Transcribe each line of the material as it is, and drop any picture.

====

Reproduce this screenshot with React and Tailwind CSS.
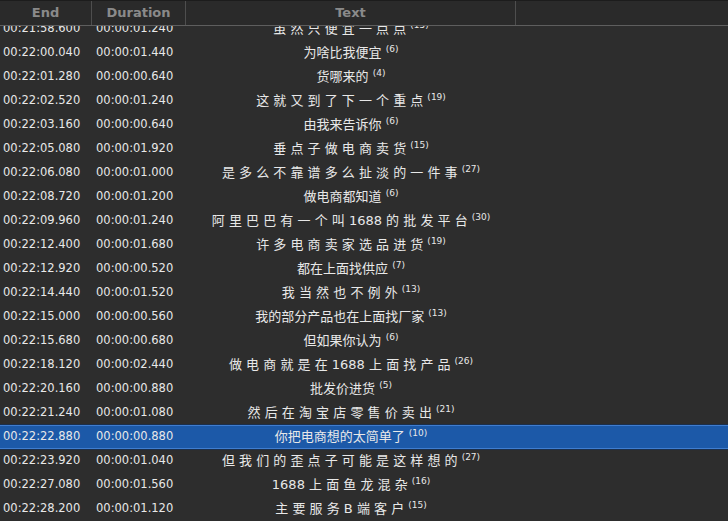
const rows = [
  ['00:21:58.600', '00:00:01.240', '虽 然 只 便 宜 一 点 点', 15],
  ['00:22:00.040', '00:00:01.440', '为啥比我便宜', 6],
  ['00:22:01.280', '00:00:00.640', '货哪来的', 4],
  ['00:22:02.520', '00:00:01.240', '这 就 又 到 了 下 一 个 重 点', 19],
  ['00:22:03.160', '00:00:00.640', '由我来告诉你', 6],
  ['00:22:05.080', '00:00:01.920', '垂 点 子 做 电 商 卖 货', 15],
  ['00:22:06.080', '00:00:01.000', '是 多 么 不 靠 谱 多 么 扯 淡 的 一 件 事', 27],
  ['00:22:08.720', '00:00:01.200', '做电商都知道', 6],
  ['00:22:09.960', '00:00:01.240', '阿 里 巴 巴 有 一 个 叫 1688 的 批 发 平 台', 30],
  ['00:22:12.400', '00:00:01.680', '许 多 电 商 卖 家 选 品 进 货', 19],
  ['00:22:12.920', '00:00:00.520', '都在上面找供应', 7],
  ['00:22:14.440', '00:00:01.520', '我 当 然 也 不 例 外', 13],
  ['00:22:15.000', '00:00:00.560', '我的部分产品也在上面找厂家', 13],
  ['00:22:15.680', '00:00:00.680', '但如果你认为', 6],
  ['00:22:18.120', '00:00:02.440', '做 电 商 就 是 在 1688 上 面 找 产 品', 26],
  ['00:22:20.160', '00:00:00.880', '批发价进货', 5],
  ['00:22:21.240', '00:00:01.080', '然 后 在 淘 宝 店 零 售 价 卖 出', 21],
  ['00:22:22.880', '00:00:00.880', '你把电商想的太简单了', 10],
  ['00:22:23.920', '00:00:01.040', '但 我 们 的 歪 点 子 可 能 是 这 样 想 的', 27],
  ['00:22:27.080', '00:00:01.560', '1688 上 面 鱼 龙 混 杂', 16],
  ['00:22:28.200', '00:00:01.120', '主 要 服 务 B 端 客 户', 15],
];

const SELECTED = 17;

function Row({ end, dur, text, count, selected }) {
  return (
    <div
      className={
        'flex h-[24px] items-center ' +
        (selected ? 'bg-[#1c59a8] border-y border-[#3f7dcf] shadow-[0_0_0_1px_#1a2f4d]' : '')
      }
    >
      <div className="w-[92px] shrink-0 pl-[3px] text-[11.5px]">{end}</div>
      <div className="w-[94px] shrink-0 pl-[4px] text-[11.5px]">{dur}</div>
      <div className="w-[330px] shrink-0 text-center text-[13px] whitespace-pre">
        {text}
        <span className="relative -top-[5px] ml-[4px] text-[9px]">({count})</span>
      </div>
    </div>
  );
}

export default function App() {
  return (
    <div className="h-[521px] w-[728px] overflow-hidden bg-[#2d2d2d] text-[#e8e8e8] font-['DejaVu_Sans','Noto_Sans_CJK_SC',sans-serif] flex flex-col">
      {/* header */}
      <div className="flex h-[26px] shrink-0 border-t border-t-[#1c1c1c] border-b border-b-[#5e5e5e] bg-[#2a2a2a] text-[13px] font-bold text-[#8a8a8a]">
        <div className="w-[92px] shrink-0 border-r border-[#4e4e4e] flex items-center justify-center">End</div>
        <div className="w-[94px] shrink-0 border-r border-[#4e4e4e] flex items-center justify-center">Duration</div>
        <div className="w-[330px] shrink-0 border-r border-[#4e4e4e] flex items-center justify-center">Text</div>
        <div className="flex-1" />
      </div>
      {/* rows */}
      <div className="flex-1 overflow-hidden">
        <div className="-mt-[9px]">
          {rows.map((r, i) => (
            <Row key={i} end={r[0]} dur={r[1]} text={r[2]} count={r[3]} selected={i === SELECTED} />
          ))}
        </div>
      </div>
    </div>
  );
}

====

_EXERCISE SOLUTION_
Reproduce this screenshot with React and Tailwind CSS.
const rows = [
  ['00:21:58.600', '00:00:01.240', '虽 然 只 便 宜 一 点 点', 15],
  ['00:22:00.040', '00:00:01.440', '为啥比我便宜', 6],
  ['00:22:01.280', '00:00:00.640', '货哪来的', 4],
  ['00:22:02.520', '00:00:01.240', '这 就 又 到 了 下 一 个 重 点', 19],
  ['00:22:03.160', '00:00:00.640', '由我来告诉你', 6],
  ['00:22:05.080', '00:00:01.920', '垂 点 子 做 电 商 卖 货', 15],
  ['00:22:06.080', '00:00:01.000', '是 多 么 不 靠 谱 多 么 扯 淡 的 一 件 事', 27],
  ['00:22:08.720', '00:00:01.200', '做电商都知道', 6],
  ['00:22:09.960', '00:00:01.240', '阿 里 巴 巴 有 一 个 叫 1688 的 批 发 平 台', 30],
  ['00:22:12.400', '00:00:01.680', '许 多 电 商 卖 家 选 品 进 货', 19],
  ['00:22:12.920', '00:00:00.520', '都在上面找供应', 7],
  ['00:22:14.440', '00:00:01.520', '我 当 然 也 不 例 外', 13],
  ['00:22:15.000', '00:00:00.560', '我的部分产品也在上面找厂家', 13],
  ['00:22:15.680', '00:00:00.680', '但如果你认为', 6],
  ['00:22:18.120', '00:00:02.440', '做 电 商 就 是 在 1688 上 面 找 产 品', 26],
  ['00:22:20.160', '00:00:00.880', '批发价进货', 5],
  ['00:22:21.240', '00:00:01.080', '然 后 在 淘 宝 店 零 售 价 卖 出', 21],
  ['00:22:22.880', '00:00:00.880', '你把电商想的太简单了', 10],
  ['00:22:23.920', '00:00:01.040', '但 我 们 的 歪 点 子 可 能 是 这 样 想 的', 27],
  ['00:22:27.080', '00:00:01.560', '1688 上 面 鱼 龙 混 杂', 16],
  ['00:22:28.200', '00:00:01.120', '主 要 服 务 B 端 客 户', 15],
];

const SELECTED = 17;

function Row({ end, dur, text, count, selected }) {
  return (
    <div
      className={
        'flex h-[24px] items-center ' +
        (selected ? 'bg-[#1c59a8] border-y border-[#3f7dcf] shadow-[0_0_0_1px_#1a2f4d]' : '')
      }
    >
      <div className="w-[92px] shrink-0 pl-[3px] text-[11.5px]">{end}</div>
      <div className="w-[94px] shrink-0 pl-[4px] text-[11.5px]">{dur}</div>
      <div className="w-[330px] shrink-0 text-center text-[13px] whitespace-pre">
        {text}
        <span className="relative -top-[5px] ml-[4px] text-[9px]">({count})</span>
      </div>
    </div>
  );
}

export default function App() {
  return (
    <div className="h-[521px] w-[728px] overflow-hidden bg-[#2d2d2d] text-[#e8e8e8] font-['DejaVu_Sans','Noto_Sans_CJK_SC',sans-serif] flex flex-col">
      {/* header */}
      <div className="flex h-[26px] shrink-0 border-t border-t-[#1c1c1c] border-b border-b-[#5e5e5e] bg-[#2a2a2a] text-[13px] font-bold text-[#8a8a8a]">
        <div className="w-[92px] shrink-0 border-r border-[#4e4e4e] flex items-center justify-center">End</div>
        <div className="w-[94px] shrink-0 border-r border-[#4e4e4e] flex items-center justify-center">Duration</div>
        <div className="w-[330px] shrink-0 border-r border-[#4e4e4e] flex items-center justify-center">Text</div>
        <div className="flex-1" />
      </div>
      {/* rows */}
      <div className="flex-1 overflow-hidden">
        <div className="-mt-[9px]">
          {rows.map((r, i) => (
            <Row key={i} end={r[0]} dur={r[1]} text={r[2]} count={r[3]} selected={i === SELECTED} />
          ))}
        </div>
      </div>
    </div>
  );
}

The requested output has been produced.